Tulane hasn’t enjoyed the greatest recent football history, but the program was showing some progression under coach Willie Fritz until last year’s 2-10 record.
Before that, Tulane had made three straight bowl appearances under Fritz, never winning more than seven games. However, before the 7-6 season in 2018 that began the trio of bowl bids, the Green Wave had one winning record in the previous 15 years.
So on the heels of last year’s disappointing season, the expectations this year weren’t extremely high, at least from the outside world.
Tulane was picked seventh in the American Athletic Conference preseason poll.
We’re not suggesting that Tulane will contend in the AAC, but it’s very possible the Green Wave will surpass the modest preseason expectations.
Last week, Tulane improved to 4-1 overall and 1-0 in the AAC with a 27-24 overtime win at Houston that was engineered by its third-string quarterback. Houston was the preseason pick to win the AAC.
Not to take anything away from Tulane, but Houston (2-3, 0-1) has been a major disappointment. That said, it was a huge win for Tulane and especially for redshirt freshman quarterback Kai Horton, the third-stringer turned hero.
Horton had attempted just one pass in his college career and likely wasn’t expecting to add 21 more attempts against Houston. He got his chance because first-stringer Michael Pratt, a junior who is a third-year starter, was unavailable due to an undisclosed injury. Second-stringer Justin Ibieta departed after the game’s first series due to injury.
So Horton completed 11 of 21 passes for 132 yards, three touchdowns, and no interceptions.
Here is the game-winning 10-yard TD pass to Tyjae Spears in overtime.
Who knows what the quarterback situation will be like in the immediate future, but Tulane, which has already doubled last year’s win total, is obviously riding a good wave, so to speak.
The Green Wave also own an impressive 17-10 win over a Kansas State team that beat Oklahoma, 41-34. This past week the Sooners got pasted by TCU, 55-24.
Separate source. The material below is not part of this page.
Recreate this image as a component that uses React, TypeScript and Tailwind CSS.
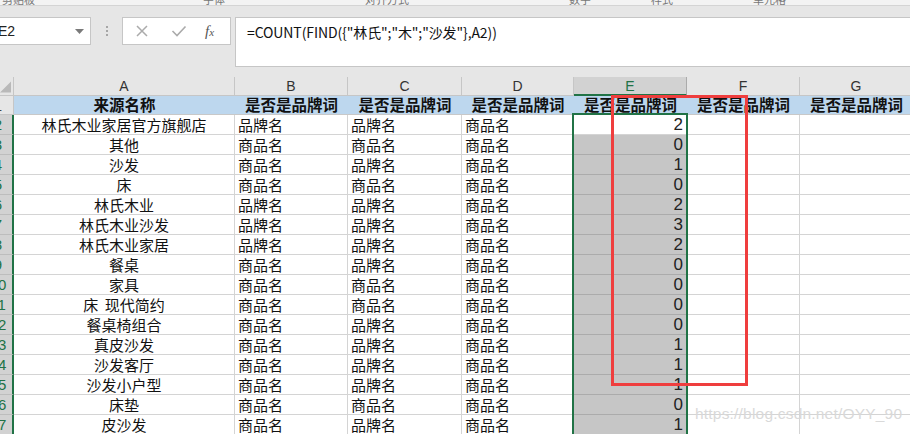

Editor’s Note: Oklahoma appears on the same path as Houston – having been overrated in the preseason. Like Houston, beating Oklahoma still counts for something.
The one Tulane loss, a 27-24 home setback to Southern Mississippi (2-2) wasn’t a good defeat, as if any are really good. Tulane outgained the Golden Eagles, 451 to 253, but the Green Wave had a field goal blocked and also had an interception returned for a touchdown. In addition, Pratt was sacked four times.
While Tulane’s offense hasn’t been steamrolling opponents, its defense has. The Green Wave are allowing 14.2 points per game. That ranks second in the AAC and 11th nationally.
Against Houston, linebacker Nick Anderson had 14 tackles and one forced fumble.
So the defense should keep the Green Wave in many games. And that defense along with Tulane’s resolve will be tested on Saturday when Tulane hosts East Carolina (3-2, 1-1)
This is an East Carolina team that should have beaten North Carolina State, losing that opener 21-20. The Pirates lost their opening AAC game, 23-20 in double overtime to visiting Navy. Last week, ECU beat a South Florida team considered among the weakest in the AAC, 48-28, with receiver C.J. Johnson totaling seven receptions for 197 yards and four touchdowns.
Fifth-year ECU quarterback Holton Ahlers has thrown 15 touchdowns compared to three interceptions, so he will test Tulane.
This should be an extremely close game. The early BetMGM line has Tulane as a 3.5-point favorite.
Last year, ECU beat Tulane 52-29. We’re guessing this will be a much lower score this year.
If Tulane beats ECU, then the Green Wave could become bowl eligible with a win the following week at South Florida. That’s important because the end-of-the-year schedule is a killer for Tulane – Memphis, at Tulsa, UCF, SMU, and finally at Cincinnati.
Tulane is obviously not last year’s team, and Saturday’s game with ECU should be a good barometer of how improved the Green Wave actually are.